Ardından Franz Liszt, Sultan'a ve saray mensuplarına küçük bir konser verdi. Franz Liszt'in Çırağan Sarayı'ndaki, İstanbul'da verdiği ilk konserde neler yaşandığını Avrupa basını sayfalarına taşıdı.
HABERİ ORYANTAL ÖĞELERLE VEREN İNGİLİZ DERGİSİ
The Musical World isimli İngiliz dergisi, okuyucuların daha fazla ilgisini çekebilmek için haberi çeşitli oryantal objelerle ve hikâyelerle süsleyerek, şu şekilde sayfalarına taşıdı:
"Liszt buraya 8 Haziran günü Galatz'dan gemi ile vardı. Yaklaşmakta olan ziyaretinden haberdar edilen Sultan, İstanbul toprağına ayağını basar basmaz, kendisinin derhal Çırağan Sarayı'na getirilmesi için gerekli emri vermişti. Emirleri harfiyen uygulandı. Gemiden inmek için tam adımını atmıştı ki kendisini Majesteleri'nin baş tercümanı M. Le Baron H. Resta'nın refakatinde Sultan'ın sarayına doğru yola çıkmış buldu. Liszt, Sultan tarafından büyük şeref ve iltifatla kabul edildi."
‘BOYNU TUTULUNCAYA KADAR BAŞINI EĞİP TEŞEKKÜR ETTİ’
"Büyük bir kutlama hazırlanmıştı. Şüphesiz ona kendi müzik zevkini, sarayındaki müzisyenleri ve şarkıcıları gösterebilmek düşüncesi ile Sultan, senfonili ve korolu bir konser verdirdi.
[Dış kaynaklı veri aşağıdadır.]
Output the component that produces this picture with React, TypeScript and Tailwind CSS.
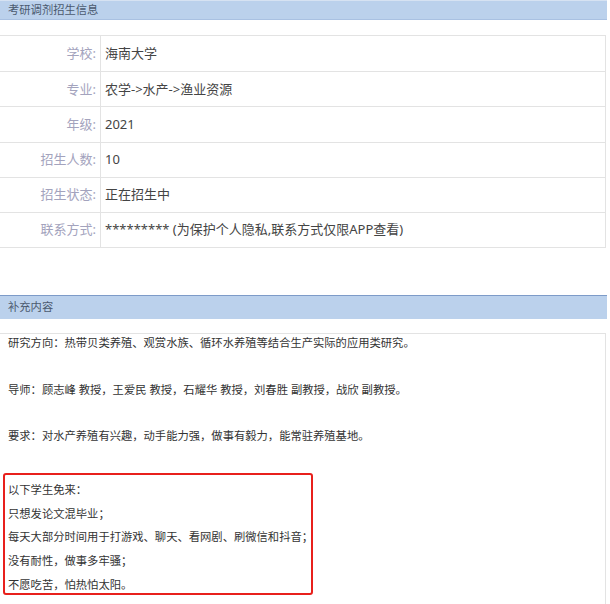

Bu durumdan son derece etkilenen Liszt, boynu tutuluncaya kadar başını öne eğerek teşekkürlerini belirtti.
Aynı zamanda piyanist için daha da şerefli başka bir hazırlık yapılmaktaydı. Erard marka bir kuyruklu piyano hazırlanmıştı, senfoni ve koronun kükremeleri dindikten sonra Liszt'ten Majesteleri'ne parmak gücünü gösteren bazı örnekler vermesi istendi."
‘NARGİLE DUMANI ALTINDA PİYANO ÇALDI!’
"Bu ani istek üzerine yüz ifadesi zerre kadar değişmeyen Liszt oturdu ve Türklerin bu büyük müziksever otokratının önünde muazzam kabiliyetini sergilemekten hiç korkmadı.
İlk parçadan sonra Sultan şehvetle, 'nargile' dedi ve temsilin geri kalan kısmında çocuksu bir şekilde Etna yanardağı gibi duman çıkartarak nargilesini içti.
Liszt, Majesteleri'nin kendisini duman altında bırakacağını hissedince biraz endişelendi ve aşağı doğru inen hızlı kromatik bir pasajda diyez yerine bemol çaldı. Bu durumdan Sultan o kadar hoşnut oldu ki manalı bir şekilde tek gözünü kırptığı ve daha da heyecanla duman çıkartmaya devam ettiği görüldü."